Problems are Good Things
Willick tells the story of being on the receiving end of some wise advice: No problem is a problem. "If you have no problems, then either you don't see that you have problems or you're hiding problems," Willick says. "Problems are a gold mine. They are our opportunity to get better."
In fact, the director of lean enterprise says a sign that shows you are developing a continuous-improvement culture is when employees are excited about sharing the fact they have a problem, rather than being embarrassed about it. That means not only are they recognizing that "identifying problems is a good thing, not a bad thing," Willick explains, but they also know that public chastisement (or something equally negative) isn't the reward for sharing the problem.

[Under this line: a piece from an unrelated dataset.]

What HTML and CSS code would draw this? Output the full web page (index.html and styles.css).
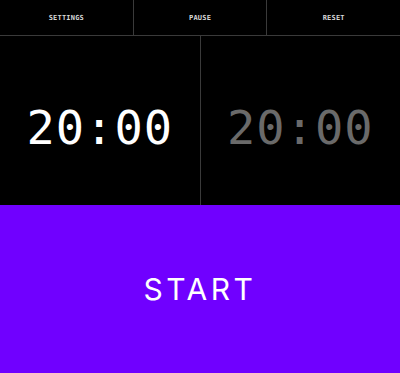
FILE: index.html
```html
<!DOCTYPE html>
<html lang="en">
<head>
    <meta charset="UTF-8">
    <meta name="viewport" content="width=device-width, initial-scale=1.0">
    <title>Chess Clock</title>
    <link rel="stylesheet" href="styles.css">
</head>
<body>
    <div class="app">
        <nav class="toolbar">
            <button class="tool">SETTINGS</button>
            <button class="tool">PAUSE</button>
            <button class="tool">RESET</button>
        </nav>
        <div class="clocks">
            <div class="clock active">20:00</div>
            <div class="clock">20:00</div>
        </div>
        <button class="start">START</button>
    </div>
</body>
</html>
```

FILE: styles.css
```css
body {
    margin: 0;
    background: #000;
    font-family: "DejaVu Sans Mono", monospace;
}

.app {
    display: flex;
    flex-direction: column;
    height: 100vh;
}

.toolbar {
    display: flex;
    height: 35px;
    border-bottom: 1px solid #3a3a3a;
}

.tool {
    flex: 1;
    background: #000;
    color: #d8d8d8;
    border: none;
    border-right: 1px solid #3a3a3a;
    font-family: "DejaVu Sans Mono", monospace;
    font-size: 7px;
    font-weight: bold;
    letter-spacing: 0.2px;
    padding: 0;
}

.tool:last-child {
    border-right: none;
}

.clocks {
    flex: 1;
    display: flex;
}

.clock {
    flex: 1;
    display: flex;
    justify-content: center;
    align-items: center;
    padding-top: 14px;
    font-size: 47px;
    letter-spacing: 1px;
    border-right: 1px solid #3a3a3a;
    color: #6a6a6a;
}

.clock:last-child {
    border-right: none;
}

.clock.active {
    color: #fff;
}

.start {
    flex: 1;
    background: #7000ff;
    color: #fff;
    border: none;
    font-family: "Inter", sans-serif;
    font-size: 30px;
    letter-spacing: 3.5px;
    padding: 0;
}
```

Willick has seen the evolution at his own company. Helping to drive improvement is, obviously, one of the goals of the lean enterprise center of excellence. Early on, however, identifying areas or processes that required help typically came from him or his team having their "antennae up" and seeing issues. Alternatively, an executive leadership team member may have noticed challenges in a certain area and pointed them out.
Where the request for assistance typically didn't come from, however, was the person or process requiring help. That has changed.
Workforce Brings Issues Forward
"As we are evolving, we are getting more pulls naturally from the business owners," Willick says. The evolution has occurred because the workforce not only has seen solutions implemented, but also they recognize the company values them bringing issues to light, he says.
Willick also points out that lean-enterprise center-of-excellence team members don't race in and fix problems once they are identified. Instead, team members work with the manufacturing or business process owners to develop a solution and help as needed as the owners execute the solution.
Central to the process is the PDCA (plan, do, check, act or adjust) improvement cycle.
A Natural Starting Point
Manufacturing is a natural starting point in a lean journey, Willick says. "It is what's closest to the customer. That's where you get immediate payback, and it's also the easiest way to learn and understand lean," he says.
"You can see flow, you can see the waste and you can see value-added versus non-value-added so much easier in the manufacturing process. And as you make improvements, you see the effect of improved quality to the customer, improved on-time delivery and reduced manufacturing costs," he adds.
Manufacturing likely shouldn't be the end of the lean journey, however. Willick says Greatbatch has introduced it in numerous business processes, including sales and accounting.
"It affects the whole organization," he says.